(Code that builds pages)
————

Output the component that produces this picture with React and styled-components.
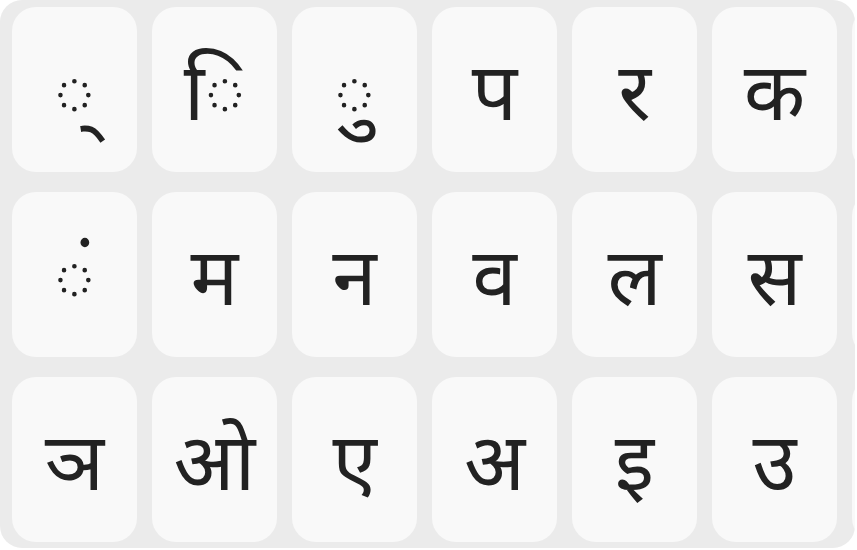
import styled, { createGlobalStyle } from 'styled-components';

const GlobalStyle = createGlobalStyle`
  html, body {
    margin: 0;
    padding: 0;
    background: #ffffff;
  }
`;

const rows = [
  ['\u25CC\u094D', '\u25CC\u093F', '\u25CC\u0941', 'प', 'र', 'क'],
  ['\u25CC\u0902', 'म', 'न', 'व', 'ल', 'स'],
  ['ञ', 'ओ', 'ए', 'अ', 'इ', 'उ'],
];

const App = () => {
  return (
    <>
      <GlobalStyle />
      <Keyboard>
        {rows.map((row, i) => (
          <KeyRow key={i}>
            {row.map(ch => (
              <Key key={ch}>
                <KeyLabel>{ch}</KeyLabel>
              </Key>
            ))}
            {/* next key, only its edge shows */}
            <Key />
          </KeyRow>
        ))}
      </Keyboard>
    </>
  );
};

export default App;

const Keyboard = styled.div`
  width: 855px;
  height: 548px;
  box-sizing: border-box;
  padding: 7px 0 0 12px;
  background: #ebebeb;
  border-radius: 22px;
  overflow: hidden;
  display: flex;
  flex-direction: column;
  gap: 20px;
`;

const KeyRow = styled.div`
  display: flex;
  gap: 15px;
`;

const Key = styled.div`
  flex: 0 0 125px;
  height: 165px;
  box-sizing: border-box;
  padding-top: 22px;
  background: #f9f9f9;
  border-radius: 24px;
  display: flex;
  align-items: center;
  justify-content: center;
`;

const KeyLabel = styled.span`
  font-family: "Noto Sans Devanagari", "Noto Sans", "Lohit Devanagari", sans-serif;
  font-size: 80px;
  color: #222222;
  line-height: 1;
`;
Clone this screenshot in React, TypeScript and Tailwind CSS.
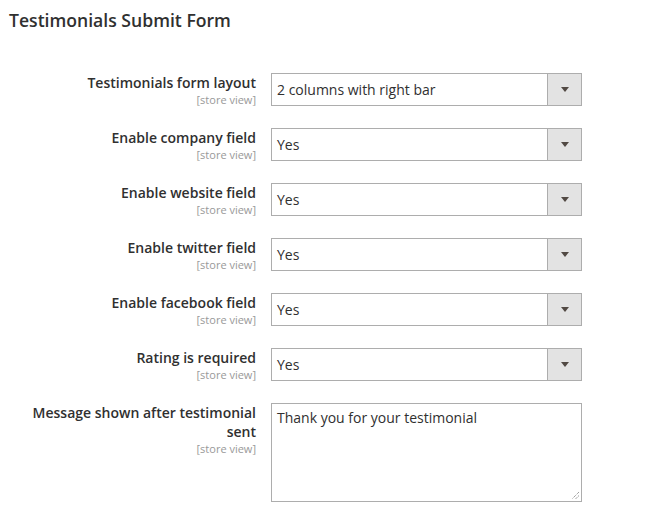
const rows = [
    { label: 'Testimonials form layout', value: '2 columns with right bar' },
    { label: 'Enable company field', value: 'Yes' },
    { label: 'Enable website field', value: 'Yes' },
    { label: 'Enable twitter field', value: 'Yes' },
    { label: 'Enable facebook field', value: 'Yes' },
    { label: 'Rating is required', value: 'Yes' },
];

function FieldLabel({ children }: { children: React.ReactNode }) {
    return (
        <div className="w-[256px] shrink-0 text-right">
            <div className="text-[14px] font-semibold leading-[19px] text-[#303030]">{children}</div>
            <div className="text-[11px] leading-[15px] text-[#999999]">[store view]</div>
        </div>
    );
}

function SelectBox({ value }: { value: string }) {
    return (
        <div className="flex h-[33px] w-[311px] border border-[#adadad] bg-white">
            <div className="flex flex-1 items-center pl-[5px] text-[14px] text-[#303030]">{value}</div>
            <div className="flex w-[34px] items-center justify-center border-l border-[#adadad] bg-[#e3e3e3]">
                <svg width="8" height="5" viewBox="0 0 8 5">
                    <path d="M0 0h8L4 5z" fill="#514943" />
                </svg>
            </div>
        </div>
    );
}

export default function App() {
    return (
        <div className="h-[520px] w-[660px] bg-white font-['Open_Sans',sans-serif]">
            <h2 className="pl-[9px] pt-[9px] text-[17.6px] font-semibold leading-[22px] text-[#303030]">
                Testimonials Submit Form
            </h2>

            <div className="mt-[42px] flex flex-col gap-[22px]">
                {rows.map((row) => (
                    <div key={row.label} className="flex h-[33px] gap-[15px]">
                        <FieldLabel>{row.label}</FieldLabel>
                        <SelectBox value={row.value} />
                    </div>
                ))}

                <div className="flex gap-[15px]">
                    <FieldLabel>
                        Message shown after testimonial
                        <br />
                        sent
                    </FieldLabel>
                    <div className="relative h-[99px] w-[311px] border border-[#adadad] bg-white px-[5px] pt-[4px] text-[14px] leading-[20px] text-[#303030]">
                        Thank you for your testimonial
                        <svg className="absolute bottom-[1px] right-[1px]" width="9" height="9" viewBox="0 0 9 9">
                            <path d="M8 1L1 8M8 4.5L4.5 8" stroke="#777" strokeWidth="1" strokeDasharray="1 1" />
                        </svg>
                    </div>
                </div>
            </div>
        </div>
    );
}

————

> BRIEF: Leave every image out, and retype the material exactly.

> COMPLETED EXERCISE:
Output the component that produces this picture with React and styled-components.
import styled, { createGlobalStyle } from 'styled-components';

const GlobalStyle = createGlobalStyle`
  html, body {
    margin: 0;
    padding: 0;
    background: #ffffff;
  }
`;

const rows = [
  ['\u25CC\u094D', '\u25CC\u093F', '\u25CC\u0941', 'प', 'र', 'क'],
  ['\u25CC\u0902', 'म', 'न', 'व', 'ल', 'स'],
  ['ञ', 'ओ', 'ए', 'अ', 'इ', 'उ'],
];

const App = () => {
  return (
    <>
      <GlobalStyle />
      <Keyboard>
        {rows.map((row, i) => (
          <KeyRow key={i}>
            {row.map(ch => (
              <Key key={ch}>
                <KeyLabel>{ch}</KeyLabel>
              </Key>
            ))}
            {/* next key, only its edge shows */}
            <Key />
          </KeyRow>
        ))}
      </Keyboard>
    </>
  );
};

export default App;

const Keyboard = styled.div`
  width: 855px;
  height: 548px;
  box-sizing: border-box;
  padding: 7px 0 0 12px;
  background: #ebebeb;
  border-radius: 22px;
  overflow: hidden;
  display: flex;
  flex-direction: column;
  gap: 20px;
`;

const KeyRow = styled.div`
  display: flex;
  gap: 15px;
`;

const Key = styled.div`
  flex: 0 0 125px;
  height: 165px;
  box-sizing: border-box;
  padding-top: 22px;
  background: #f9f9f9;
  border-radius: 24px;
  display: flex;
  align-items: center;
  justify-content: center;
`;

const KeyLabel = styled.span`
  font-family: "Noto Sans Devanagari", "Noto Sans", "Lohit Devanagari", sans-serif;
  font-size: 80px;
  color: #222222;
  line-height: 1;
`;
Clone this screenshot in React, TypeScript and Tailwind CSS.
const rows = [
    { label: 'Testimonials form layout', value: '2 columns with right bar' },
    { label: 'Enable company field', value: 'Yes' },
    { label: 'Enable website field', value: 'Yes' },
    { label: 'Enable twitter field', value: 'Yes' },
    { label: 'Enable facebook field', value: 'Yes' },
    { label: 'Rating is required', value: 'Yes' },
];

function FieldLabel({ children }: { children: React.ReactNode }) {
    return (
        <div className="w-[256px] shrink-0 text-right">
            <div className="text-[14px] font-semibold leading-[19px] text-[#303030]">{children}</div>
            <div className="text-[11px] leading-[15px] text-[#999999]">[store view]</div>
        </div>
    );
}

function SelectBox({ value }: { value: string }) {
    return (
        <div className="flex h-[33px] w-[311px] border border-[#adadad] bg-white">
            <div className="flex flex-1 items-center pl-[5px] text-[14px] text-[#303030]">{value}</div>
            <div className="flex w-[34px] items-center justify-center border-l border-[#adadad] bg-[#e3e3e3]">
                <svg width="8" height="5" viewBox="0 0 8 5">
                    <path d="M0 0h8L4 5z" fill="#514943" />
                </svg>
            </div>
        </div>
    );
}

export default function App() {
    return (
        <div className="h-[520px] w-[660px] bg-white font-['Open_Sans',sans-serif]">
            <h2 className="pl-[9px] pt-[9px] text-[17.6px] font-semibold leading-[22px] text-[#303030]">
                Testimonials Submit Form
            </h2>

            <div className="mt-[42px] flex flex-col gap-[22px]">
                {rows.map((row) => (
                    <div key={row.label} className="flex h-[33px] gap-[15px]">
                        <FieldLabel>{row.label}</FieldLabel>
                        <SelectBox value={row.value} />
                    </div>
                ))}

                <div className="flex gap-[15px]">
                    <FieldLabel>
                        Message shown after testimonial
                        <br />
                        sent
                    </FieldLabel>
                    <div className="relative h-[99px] w-[311px] border border-[#adadad] bg-white px-[5px] pt-[4px] text-[14px] leading-[20px] text-[#303030]">
                        Thank you for your testimonial
                        <svg className="absolute bottom-[1px] right-[1px]" width="9" height="9" viewBox="0 0 9 9">
                            <path d="M8 1L1 8M8 4.5L4.5 8" stroke="#777" strokeWidth="1" strokeDasharray="1 1" />
                        </svg>
                    </div>
                </div>
            </div>
        </div>
    );
}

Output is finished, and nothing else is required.